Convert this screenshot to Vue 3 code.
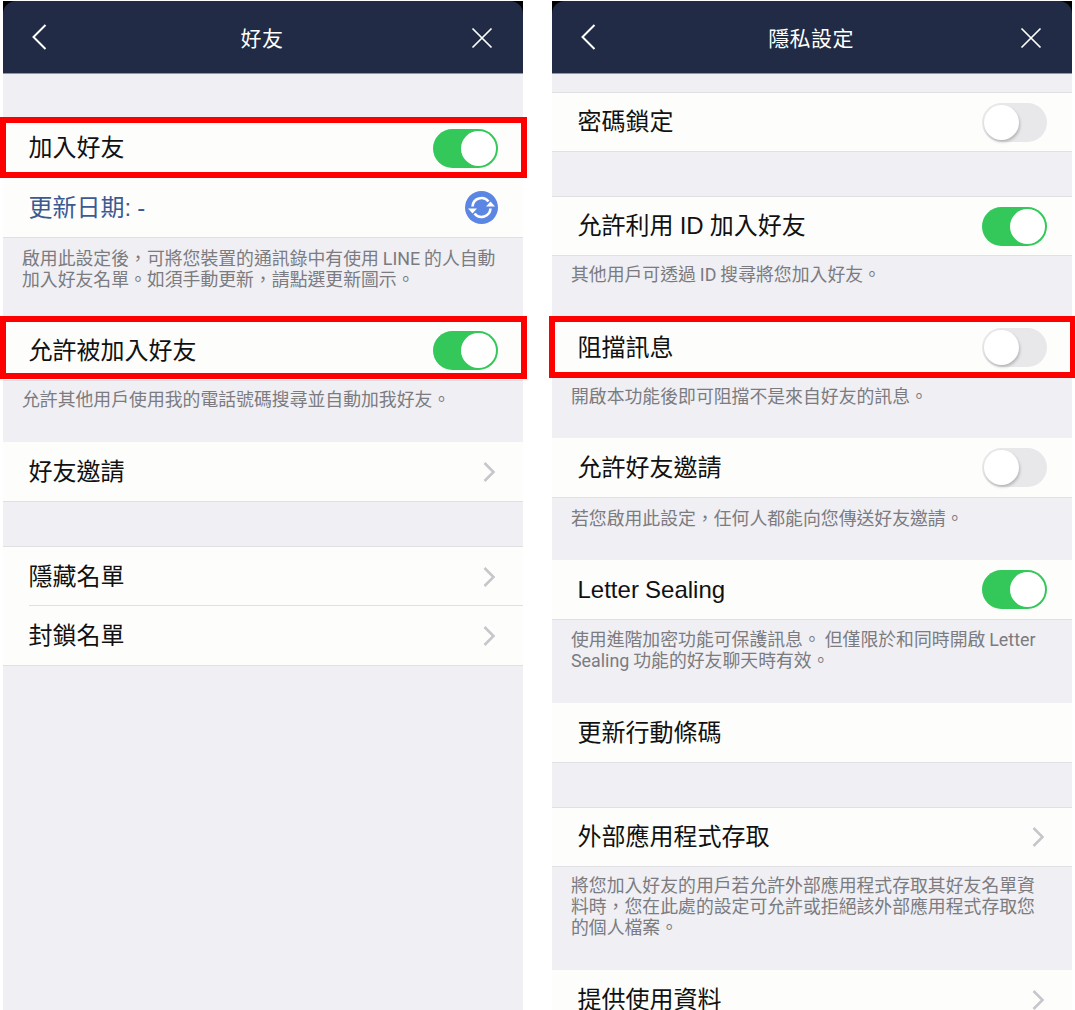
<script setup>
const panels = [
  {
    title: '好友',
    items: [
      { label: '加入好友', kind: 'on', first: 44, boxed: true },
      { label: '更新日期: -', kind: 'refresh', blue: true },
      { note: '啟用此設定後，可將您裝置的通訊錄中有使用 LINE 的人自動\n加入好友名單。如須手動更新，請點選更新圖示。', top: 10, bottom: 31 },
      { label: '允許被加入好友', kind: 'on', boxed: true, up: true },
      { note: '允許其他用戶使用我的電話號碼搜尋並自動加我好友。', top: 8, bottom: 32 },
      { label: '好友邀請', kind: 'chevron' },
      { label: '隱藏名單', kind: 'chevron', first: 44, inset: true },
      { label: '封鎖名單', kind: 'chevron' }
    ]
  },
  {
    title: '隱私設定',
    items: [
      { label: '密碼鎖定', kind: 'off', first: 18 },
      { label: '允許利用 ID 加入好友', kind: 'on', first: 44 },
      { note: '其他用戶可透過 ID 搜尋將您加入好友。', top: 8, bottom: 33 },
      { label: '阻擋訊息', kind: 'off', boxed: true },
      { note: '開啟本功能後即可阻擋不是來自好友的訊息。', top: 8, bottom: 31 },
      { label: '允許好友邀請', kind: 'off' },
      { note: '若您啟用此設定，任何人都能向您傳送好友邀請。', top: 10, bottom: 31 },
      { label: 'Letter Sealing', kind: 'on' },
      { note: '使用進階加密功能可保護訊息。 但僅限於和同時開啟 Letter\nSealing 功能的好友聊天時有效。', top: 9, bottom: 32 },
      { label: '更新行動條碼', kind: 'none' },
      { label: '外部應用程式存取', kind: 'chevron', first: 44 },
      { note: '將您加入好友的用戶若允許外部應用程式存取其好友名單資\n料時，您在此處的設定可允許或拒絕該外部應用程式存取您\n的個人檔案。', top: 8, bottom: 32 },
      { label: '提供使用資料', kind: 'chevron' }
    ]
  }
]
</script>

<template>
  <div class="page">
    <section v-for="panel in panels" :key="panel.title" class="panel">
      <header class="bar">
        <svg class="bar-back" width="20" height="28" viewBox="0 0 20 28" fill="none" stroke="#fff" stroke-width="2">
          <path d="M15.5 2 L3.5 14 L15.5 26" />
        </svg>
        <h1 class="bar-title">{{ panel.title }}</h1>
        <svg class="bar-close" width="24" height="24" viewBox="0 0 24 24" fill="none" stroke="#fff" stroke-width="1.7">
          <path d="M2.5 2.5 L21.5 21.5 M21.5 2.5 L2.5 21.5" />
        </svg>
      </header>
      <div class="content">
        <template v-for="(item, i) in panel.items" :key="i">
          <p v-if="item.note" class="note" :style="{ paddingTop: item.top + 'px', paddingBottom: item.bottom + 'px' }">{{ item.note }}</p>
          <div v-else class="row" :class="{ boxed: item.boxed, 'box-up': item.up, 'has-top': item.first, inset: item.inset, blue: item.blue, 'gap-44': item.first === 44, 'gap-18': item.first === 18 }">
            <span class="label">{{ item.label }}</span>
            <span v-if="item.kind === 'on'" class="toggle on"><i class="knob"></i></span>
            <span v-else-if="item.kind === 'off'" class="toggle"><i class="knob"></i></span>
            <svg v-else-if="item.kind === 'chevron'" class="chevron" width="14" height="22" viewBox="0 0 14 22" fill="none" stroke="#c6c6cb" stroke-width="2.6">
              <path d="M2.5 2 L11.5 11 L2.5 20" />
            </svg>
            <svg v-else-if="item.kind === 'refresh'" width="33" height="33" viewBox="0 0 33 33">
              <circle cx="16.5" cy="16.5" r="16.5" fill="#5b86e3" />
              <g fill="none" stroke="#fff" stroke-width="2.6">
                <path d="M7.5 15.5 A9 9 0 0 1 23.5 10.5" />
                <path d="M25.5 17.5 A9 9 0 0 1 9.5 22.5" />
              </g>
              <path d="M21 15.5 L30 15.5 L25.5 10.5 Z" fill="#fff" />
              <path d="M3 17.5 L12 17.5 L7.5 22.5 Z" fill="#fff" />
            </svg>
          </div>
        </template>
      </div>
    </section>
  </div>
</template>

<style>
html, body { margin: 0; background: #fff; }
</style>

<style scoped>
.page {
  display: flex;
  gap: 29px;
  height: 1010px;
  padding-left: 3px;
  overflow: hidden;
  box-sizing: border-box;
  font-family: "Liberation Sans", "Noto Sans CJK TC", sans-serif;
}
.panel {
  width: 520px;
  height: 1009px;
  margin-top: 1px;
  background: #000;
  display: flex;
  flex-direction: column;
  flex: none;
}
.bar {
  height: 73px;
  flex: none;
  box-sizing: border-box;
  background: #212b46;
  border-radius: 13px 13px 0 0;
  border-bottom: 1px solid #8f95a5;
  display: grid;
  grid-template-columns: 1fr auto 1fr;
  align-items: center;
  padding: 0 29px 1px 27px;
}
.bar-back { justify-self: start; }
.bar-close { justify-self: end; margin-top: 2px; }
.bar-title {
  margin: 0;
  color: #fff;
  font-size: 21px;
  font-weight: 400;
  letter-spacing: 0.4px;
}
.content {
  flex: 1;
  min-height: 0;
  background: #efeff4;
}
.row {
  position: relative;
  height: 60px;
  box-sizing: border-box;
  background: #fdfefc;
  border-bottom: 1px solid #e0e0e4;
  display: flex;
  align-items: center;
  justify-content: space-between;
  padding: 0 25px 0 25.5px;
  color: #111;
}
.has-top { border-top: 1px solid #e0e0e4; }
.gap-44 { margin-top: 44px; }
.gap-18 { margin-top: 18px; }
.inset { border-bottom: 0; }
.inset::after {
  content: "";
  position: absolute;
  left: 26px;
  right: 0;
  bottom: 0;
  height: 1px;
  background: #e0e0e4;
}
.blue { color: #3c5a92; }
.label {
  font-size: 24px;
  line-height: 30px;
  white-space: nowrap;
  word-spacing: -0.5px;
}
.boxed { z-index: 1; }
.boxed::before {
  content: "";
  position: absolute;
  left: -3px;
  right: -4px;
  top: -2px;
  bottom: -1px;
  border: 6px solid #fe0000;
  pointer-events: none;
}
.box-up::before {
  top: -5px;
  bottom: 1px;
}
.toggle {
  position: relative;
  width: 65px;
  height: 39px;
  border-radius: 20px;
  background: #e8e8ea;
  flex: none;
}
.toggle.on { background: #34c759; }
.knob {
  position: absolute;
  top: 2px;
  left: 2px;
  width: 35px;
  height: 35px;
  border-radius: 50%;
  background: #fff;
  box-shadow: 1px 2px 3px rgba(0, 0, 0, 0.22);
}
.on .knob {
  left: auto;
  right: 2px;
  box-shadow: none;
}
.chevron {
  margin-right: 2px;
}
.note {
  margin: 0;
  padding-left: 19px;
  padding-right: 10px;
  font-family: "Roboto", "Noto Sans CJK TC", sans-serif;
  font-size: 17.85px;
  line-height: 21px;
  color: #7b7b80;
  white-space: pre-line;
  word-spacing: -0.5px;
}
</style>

Your goal: Transcribe all the lines above exactly, apart from the pictures.

Worked solution:
Convert this screenshot to Vue 3 code.
<script setup>
const panels = [
  {
    title: '好友',
    items: [
      { label: '加入好友', kind: 'on', first: 44, boxed: true },
      { label: '更新日期: -', kind: 'refresh', blue: true },
      { note: '啟用此設定後，可將您裝置的通訊錄中有使用 LINE 的人自動\n加入好友名單。如須手動更新，請點選更新圖示。', top: 10, bottom: 31 },
      { label: '允許被加入好友', kind: 'on', boxed: true, up: true },
      { note: '允許其他用戶使用我的電話號碼搜尋並自動加我好友。', top: 8, bottom: 32 },
      { label: '好友邀請', kind: 'chevron' },
      { label: '隱藏名單', kind: 'chevron', first: 44, inset: true },
      { label: '封鎖名單', kind: 'chevron' }
    ]
  },
  {
    title: '隱私設定',
    items: [
      { label: '密碼鎖定', kind: 'off', first: 18 },
      { label: '允許利用 ID 加入好友', kind: 'on', first: 44 },
      { note: '其他用戶可透過 ID 搜尋將您加入好友。', top: 8, bottom: 33 },
      { label: '阻擋訊息', kind: 'off', boxed: true },
      { note: '開啟本功能後即可阻擋不是來自好友的訊息。', top: 8, bottom: 31 },
      { label: '允許好友邀請', kind: 'off' },
      { note: '若您啟用此設定，任何人都能向您傳送好友邀請。', top: 10, bottom: 31 },
      { label: 'Letter Sealing', kind: 'on' },
      { note: '使用進階加密功能可保護訊息。 但僅限於和同時開啟 Letter\nSealing 功能的好友聊天時有效。', top: 9, bottom: 32 },
      { label: '更新行動條碼', kind: 'none' },
      { label: '外部應用程式存取', kind: 'chevron', first: 44 },
      { note: '將您加入好友的用戶若允許外部應用程式存取其好友名單資\n料時，您在此處的設定可允許或拒絕該外部應用程式存取您\n的個人檔案。', top: 8, bottom: 32 },
      { label: '提供使用資料', kind: 'chevron' }
    ]
  }
]
</script>

<template>
  <div class="page">
    <section v-for="panel in panels" :key="panel.title" class="panel">
      <header class="bar">
        <svg class="bar-back" width="20" height="28" viewBox="0 0 20 28" fill="none" stroke="#fff" stroke-width="2">
          <path d="M15.5 2 L3.5 14 L15.5 26" />
        </svg>
        <h1 class="bar-title">{{ panel.title }}</h1>
        <svg class="bar-close" width="24" height="24" viewBox="0 0 24 24" fill="none" stroke="#fff" stroke-width="1.7">
          <path d="M2.5 2.5 L21.5 21.5 M21.5 2.5 L2.5 21.5" />
        </svg>
      </header>
      <div class="content">
        <template v-for="(item, i) in panel.items" :key="i">
          <p v-if="item.note" class="note" :style="{ paddingTop: item.top + 'px', paddingBottom: item.bottom + 'px' }">{{ item.note }}</p>
          <div v-else class="row" :class="{ boxed: item.boxed, 'box-up': item.up, 'has-top': item.first, inset: item.inset, blue: item.blue, 'gap-44': item.first === 44, 'gap-18': item.first === 18 }">
            <span class="label">{{ item.label }}</span>
            <span v-if="item.kind === 'on'" class="toggle on"><i class="knob"></i></span>
            <span v-else-if="item.kind === 'off'" class="toggle"><i class="knob"></i></span>
            <svg v-else-if="item.kind === 'chevron'" class="chevron" width="14" height="22" viewBox="0 0 14 22" fill="none" stroke="#c6c6cb" stroke-width="2.6">
              <path d="M2.5 2 L11.5 11 L2.5 20" />
            </svg>
            <svg v-else-if="item.kind === 'refresh'" width="33" height="33" viewBox="0 0 33 33">
              <circle cx="16.5" cy="16.5" r="16.5" fill="#5b86e3" />
              <g fill="none" stroke="#fff" stroke-width="2.6">
                <path d="M7.5 15.5 A9 9 0 0 1 23.5 10.5" />
                <path d="M25.5 17.5 A9 9 0 0 1 9.5 22.5" />
              </g>
              <path d="M21 15.5 L30 15.5 L25.5 10.5 Z" fill="#fff" />
              <path d="M3 17.5 L12 17.5 L7.5 22.5 Z" fill="#fff" />
            </svg>
          </div>
        </template>
      </div>
    </section>
  </div>
</template>

<style>
html, body { margin: 0; background: #fff; }
</style>

<style scoped>
.page {
  display: flex;
  gap: 29px;
  height: 1010px;
  padding-left: 3px;
  overflow: hidden;
  box-sizing: border-box;
  font-family: "Liberation Sans", "Noto Sans CJK TC", sans-serif;
}
.panel {
  width: 520px;
  height: 1009px;
  margin-top: 1px;
  background: #000;
  display: flex;
  flex-direction: column;
  flex: none;
}
.bar {
  height: 73px;
  flex: none;
  box-sizing: border-box;
  background: #212b46;
  border-radius: 13px 13px 0 0;
  border-bottom: 1px solid #8f95a5;
  display: grid;
  grid-template-columns: 1fr auto 1fr;
  align-items: center;
  padding: 0 29px 1px 27px;
}
.bar-back { justify-self: start; }
.bar-close { justify-self: end; margin-top: 2px; }
.bar-title {
  margin: 0;
  color: #fff;
  font-size: 21px;
  font-weight: 400;
  letter-spacing: 0.4px;
}
.content {
  flex: 1;
  min-height: 0;
  background: #efeff4;
}
.row {
  position: relative;
  height: 60px;
  box-sizing: border-box;
  background: #fdfefc;
  border-bottom: 1px solid #e0e0e4;
  display: flex;
  align-items: center;
  justify-content: space-between;
  padding: 0 25px 0 25.5px;
  color: #111;
}
.has-top { border-top: 1px solid #e0e0e4; }
.gap-44 { margin-top: 44px; }
.gap-18 { margin-top: 18px; }
.inset { border-bottom: 0; }
.inset::after {
  content: "";
  position: absolute;
  left: 26px;
  right: 0;
  bottom: 0;
  height: 1px;
  background: #e0e0e4;
}
.blue { color: #3c5a92; }
.label {
  font-size: 24px;
  line-height: 30px;
  white-space: nowrap;
  word-spacing: -0.5px;
}
.boxed { z-index: 1; }
.boxed::before {
  content: "";
  position: absolute;
  left: -3px;
  right: -4px;
  top: -2px;
  bottom: -1px;
  border: 6px solid #fe0000;
  pointer-events: none;
}
.box-up::before {
  top: -5px;
  bottom: 1px;
}
.toggle {
  position: relative;
  width: 65px;
  height: 39px;
  border-radius: 20px;
  background: #e8e8ea;
  flex: none;
}
.toggle.on { background: #34c759; }
.knob {
  position: absolute;
  top: 2px;
  left: 2px;
  width: 35px;
  height: 35px;
  border-radius: 50%;
  background: #fff;
  box-shadow: 1px 2px 3px rgba(0, 0, 0, 0.22);
}
.on .knob {
  left: auto;
  right: 2px;
  box-shadow: none;
}
.chevron {
  margin-right: 2px;
}
.note {
  margin: 0;
  padding-left: 19px;
  padding-right: 10px;
  font-family: "Roboto", "Noto Sans CJK TC", sans-serif;
  font-size: 17.85px;
  line-height: 21px;
  color: #7b7b80;
  white-space: pre-line;
  word-spacing: -0.5px;
}
</style>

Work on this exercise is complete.